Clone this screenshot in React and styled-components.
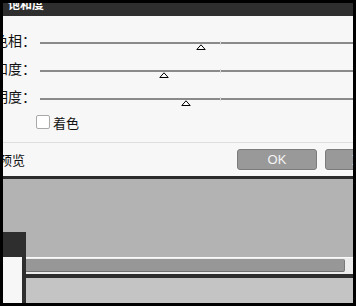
import React from 'react';
import styled, { createGlobalStyle } from 'styled-components';

const GlobalStyle = createGlobalStyle`
  html, body {
    margin: 0;
    padding: 0;
    background: #000;
  }
  body {
    font-family: "Noto Sans CJK SC", "Noto Sans", sans-serif;
  }
`;

// slider values, range -> fraction of the track
const sliders = [
    { label: '色相：', value: -19, min: -180, max: 180 },
    { label: '饱和度：', value: -31, min: -100, max: 100 },
    { label: '明度：', value: -19, min: -100, max: 100 },
];

const Frame = styled.div`
  padding: 3px;
  width: 350px;
  height: 300px;
`;

const Viewport = styled.div`
  width: 350px;
  height: 300px;
  overflow: hidden;
  display: flex;
  flex-direction: column;
  background: #b3b3b3;
`;

const Dialog = styled.div`
  flex: none;
  margin-left: -40px;
  width: 480px;
  background: #f7f7f7;
`;

const TitleBar = styled.div`
  height: 13px;
  overflow: hidden;
  padding-left: 45px;
  background: #2e2e2e;
`;

const TitleText = styled.div`
  margin-top: -5px;
  font-size: 12px;
  line-height: 12px;
  font-weight: bold;
  color: #fff;
  white-space: nowrap;
`;

const Body = styled.div`
  padding-top: 13px;
`;

const SliderRow = styled.div`
  display: flex;
  align-items: center;
  height: 28px;
`;

const Label = styled.div`
  width: 56px;
  margin-left: 17px;
  margin-right: 4px;
  margin-top: -6px;
  text-align: right;
  font-size: 14px;
  line-height: 18px;
  color: #111;
  white-space: nowrap;
`;

const Track = styled.div`
  position: relative;
  width: 360px;
  height: 2px;
  background: #8a8a8a;
`;

const Tick = styled.div`
  position: absolute;
  left: 50%;
  top: -1px;
  width: 1px;
  height: 4px;
  background: #dadada;
`;

const Thumb = styled.svg`
  position: absolute;
  top: 2px;
  width: 10px;
  height: 7px;
  margin-left: -5px;
`;

const CheckRow = styled.label`
  display: flex;
  align-items: center;
  gap: 3px;
  height: 14px;
  margin-top: 2px;
  padding-left: 73px;
  font-size: 13px;
  color: #111;
`;

const Box = styled.span`
  display: block;
  box-sizing: border-box;
  width: 14px;
  height: 14px;
  border: 1px solid #a9a9a9;
  border-radius: 2px;
  background: #fff;
`;

const Separator = styled.div`
  margin-top: 13px;
  height: 1px;
  background: #dedede;
`;

const Footer = styled.div`
  display: flex;
  align-items: center;
  padding: 6px 38px 6px 18px;
`;

const Preview = styled.label`
  display: flex;
  align-items: center;
  gap: 4px;
  font-size: 13px;
  color: #111;
`;

const Buttons = styled.div`
  display: flex;
  gap: 8px;
  margin-left: auto;
`;

const Button = styled.button`
  box-sizing: border-box;
  width: 80px;
  height: 21px;
  padding: 0;
  border: 1px solid #7b7b7b;
  border-radius: 3px;
  background: #999;
  box-shadow: 0 0 2px #fff;
  color: #f4f4f4;
  font-family: "Liberation Sans", "Noto Sans CJK SC", sans-serif;
  font-size: 13px;
`;

const Workspace = styled.div`
  flex: 1;
  display: flex;
  border-top: 3px solid #2b2b2b;
  background: #b3b3b3;
`;

const LeftPanel = styled.div`
  width: 23px;
  display: flex;
  flex-direction: column;
`;

const PanelSpacer = styled.div`
  height: 53px;
`;

const PanelHeader = styled.div`
  height: 25px;
  background: #2e2e2e;
`;

const PanelBody = styled.div`
  flex: 1;
  background: #f7f7f7;
  border-right: 4px solid #2e2e2e;
`;

const Main = styled.div`
  flex: 1;
  display: flex;
  flex-direction: column;
`;

const Canvas = styled.div`
  height: 78px;
`;

const ScrollRow = styled.div`
  height: 17px;
  box-sizing: border-box;
  padding: 1px 8px 2px 0;
  border-top: 1px solid #fafafa;
  background: #ececec;
`;

const ScrollBar = styled.div`
  height: 13px;
  box-sizing: border-box;
  background: #979797;
  border-bottom: 1px solid #707070;
  border-right: 1px solid #7a7a7a;
  border-radius: 0 2px 2px 0;
`;

const DarkLine = styled.div`
  height: 4px;
  background: #2e2e2e;
`;

const Lower = styled.div`
  flex: 1;
  background: #c4c4c4;
`;

const Slider = ({ label, value, min, max }) => {
    const frac = (value - min) / (max - min);
    return (
        <SliderRow>
            <Label>{label}</Label>
            <Track>
                <Tick />
                <Thumb viewBox="0 0 10 7" style={{ left: `${frac * 100}%` }}>
                    <polygon points="5,0.8 9.2,5.5 0.8,5.5" fill="#fff" stroke="#000" strokeWidth="1" />
                </Thumb>
            </Track>
        </SliderRow>
    );
};

function App() {
    return (
        <Frame>
            <GlobalStyle />
            <Viewport>
                <Dialog>
                    <TitleBar>
                        <TitleText>饱和度</TitleText>
                    </TitleBar>
                    <Body>
                        {sliders.map((s) => (
                            <Slider key={s.label} {...s} />
                        ))}
                        <CheckRow>
                            <Box />
                            着色
                        </CheckRow>
                        <Separator />
                        <Footer>
                            <Preview>
                                <Box />
                                预览
                            </Preview>
                            <Buttons>
                                <Button>OK</Button>
                                <Button>取消</Button>
                            </Buttons>
                        </Footer>
                    </Body>
                </Dialog>
                <Workspace>
                    <LeftPanel>
                        <PanelSpacer />
                        <PanelHeader />
                        <PanelBody />
                    </LeftPanel>
                    <Main>
                        <Canvas />
                        <ScrollRow>
                            <ScrollBar />
                        </ScrollRow>
                        <DarkLine />
                        <Lower />
                    </Main>
                </Workspace>
            </Viewport>
        </Frame>
    );
}

export default App;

- [WORK INSTRUCTIONS]
Quote all the lines above exactly as given. Do not include the pictures.

- [SOLUTION FOR THIS PROBLEM]
Clone this screenshot in React and styled-components.
import React from 'react';
import styled, { createGlobalStyle } from 'styled-components';

const GlobalStyle = createGlobalStyle`
  html, body {
    margin: 0;
    padding: 0;
    background: #000;
  }
  body {
    font-family: "Noto Sans CJK SC", "Noto Sans", sans-serif;
  }
`;

// slider values, range -> fraction of the track
const sliders = [
    { label: '色相：', value: -19, min: -180, max: 180 },
    { label: '饱和度：', value: -31, min: -100, max: 100 },
    { label: '明度：', value: -19, min: -100, max: 100 },
];

const Frame = styled.div`
  padding: 3px;
  width: 350px;
  height: 300px;
`;

const Viewport = styled.div`
  width: 350px;
  height: 300px;
  overflow: hidden;
  display: flex;
  flex-direction: column;
  background: #b3b3b3;
`;

const Dialog = styled.div`
  flex: none;
  margin-left: -40px;
  width: 480px;
  background: #f7f7f7;
`;

const TitleBar = styled.div`
  height: 13px;
  overflow: hidden;
  padding-left: 45px;
  background: #2e2e2e;
`;

const TitleText = styled.div`
  margin-top: -5px;
  font-size: 12px;
  line-height: 12px;
  font-weight: bold;
  color: #fff;
  white-space: nowrap;
`;

const Body = styled.div`
  padding-top: 13px;
`;

const SliderRow = styled.div`
  display: flex;
  align-items: center;
  height: 28px;
`;

const Label = styled.div`
  width: 56px;
  margin-left: 17px;
  margin-right: 4px;
  margin-top: -6px;
  text-align: right;
  font-size: 14px;
  line-height: 18px;
  color: #111;
  white-space: nowrap;
`;

const Track = styled.div`
  position: relative;
  width: 360px;
  height: 2px;
  background: #8a8a8a;
`;

const Tick = styled.div`
  position: absolute;
  left: 50%;
  top: -1px;
  width: 1px;
  height: 4px;
  background: #dadada;
`;

const Thumb = styled.svg`
  position: absolute;
  top: 2px;
  width: 10px;
  height: 7px;
  margin-left: -5px;
`;

const CheckRow = styled.label`
  display: flex;
  align-items: center;
  gap: 3px;
  height: 14px;
  margin-top: 2px;
  padding-left: 73px;
  font-size: 13px;
  color: #111;
`;

const Box = styled.span`
  display: block;
  box-sizing: border-box;
  width: 14px;
  height: 14px;
  border: 1px solid #a9a9a9;
  border-radius: 2px;
  background: #fff;
`;

const Separator = styled.div`
  margin-top: 13px;
  height: 1px;
  background: #dedede;
`;

const Footer = styled.div`
  display: flex;
  align-items: center;
  padding: 6px 38px 6px 18px;
`;

const Preview = styled.label`
  display: flex;
  align-items: center;
  gap: 4px;
  font-size: 13px;
  color: #111;
`;

const Buttons = styled.div`
  display: flex;
  gap: 8px;
  margin-left: auto;
`;

const Button = styled.button`
  box-sizing: border-box;
  width: 80px;
  height: 21px;
  padding: 0;
  border: 1px solid #7b7b7b;
  border-radius: 3px;
  background: #999;
  box-shadow: 0 0 2px #fff;
  color: #f4f4f4;
  font-family: "Liberation Sans", "Noto Sans CJK SC", sans-serif;
  font-size: 13px;
`;

const Workspace = styled.div`
  flex: 1;
  display: flex;
  border-top: 3px solid #2b2b2b;
  background: #b3b3b3;
`;

const LeftPanel = styled.div`
  width: 23px;
  display: flex;
  flex-direction: column;
`;

const PanelSpacer = styled.div`
  height: 53px;
`;

const PanelHeader = styled.div`
  height: 25px;
  background: #2e2e2e;
`;

const PanelBody = styled.div`
  flex: 1;
  background: #f7f7f7;
  border-right: 4px solid #2e2e2e;
`;

const Main = styled.div`
  flex: 1;
  display: flex;
  flex-direction: column;
`;

const Canvas = styled.div`
  height: 78px;
`;

const ScrollRow = styled.div`
  height: 17px;
  box-sizing: border-box;
  padding: 1px 8px 2px 0;
  border-top: 1px solid #fafafa;
  background: #ececec;
`;

const ScrollBar = styled.div`
  height: 13px;
  box-sizing: border-box;
  background: #979797;
  border-bottom: 1px solid #707070;
  border-right: 1px solid #7a7a7a;
  border-radius: 0 2px 2px 0;
`;

const DarkLine = styled.div`
  height: 4px;
  background: #2e2e2e;
`;

const Lower = styled.div`
  flex: 1;
  background: #c4c4c4;
`;

const Slider = ({ label, value, min, max }) => {
    const frac = (value - min) / (max - min);
    return (
        <SliderRow>
            <Label>{label}</Label>
            <Track>
                <Tick />
                <Thumb viewBox="0 0 10 7" style={{ left: `${frac * 100}%` }}>
                    <polygon points="5,0.8 9.2,5.5 0.8,5.5" fill="#fff" stroke="#000" strokeWidth="1" />
                </Thumb>
            </Track>
        </SliderRow>
    );
};

function App() {
    return (
        <Frame>
            <GlobalStyle />
            <Viewport>
                <Dialog>
                    <TitleBar>
                        <TitleText>饱和度</TitleText>
                    </TitleBar>
                    <Body>
                        {sliders.map((s) => (
                            <Slider key={s.label} {...s} />
                        ))}
                        <CheckRow>
                            <Box />
                            着色
                        </CheckRow>
                        <Separator />
                        <Footer>
                            <Preview>
                                <Box />
                                预览
                            </Preview>
                            <Buttons>
                                <Button>OK</Button>
                                <Button>取消</Button>
                            </Buttons>
                        </Footer>
                    </Body>
                </Dialog>
                <Workspace>
                    <LeftPanel>
                        <PanelSpacer />
                        <PanelHeader />
                        <PanelBody />
                    </LeftPanel>
                    <Main>
                        <Canvas />
                        <ScrollRow>
                            <ScrollBar />
                        </ScrollRow>
                        <DarkLine />
                        <Lower />
                    </Main>
                </Workspace>
            </Viewport>
        </Frame>
    );
}

export default App;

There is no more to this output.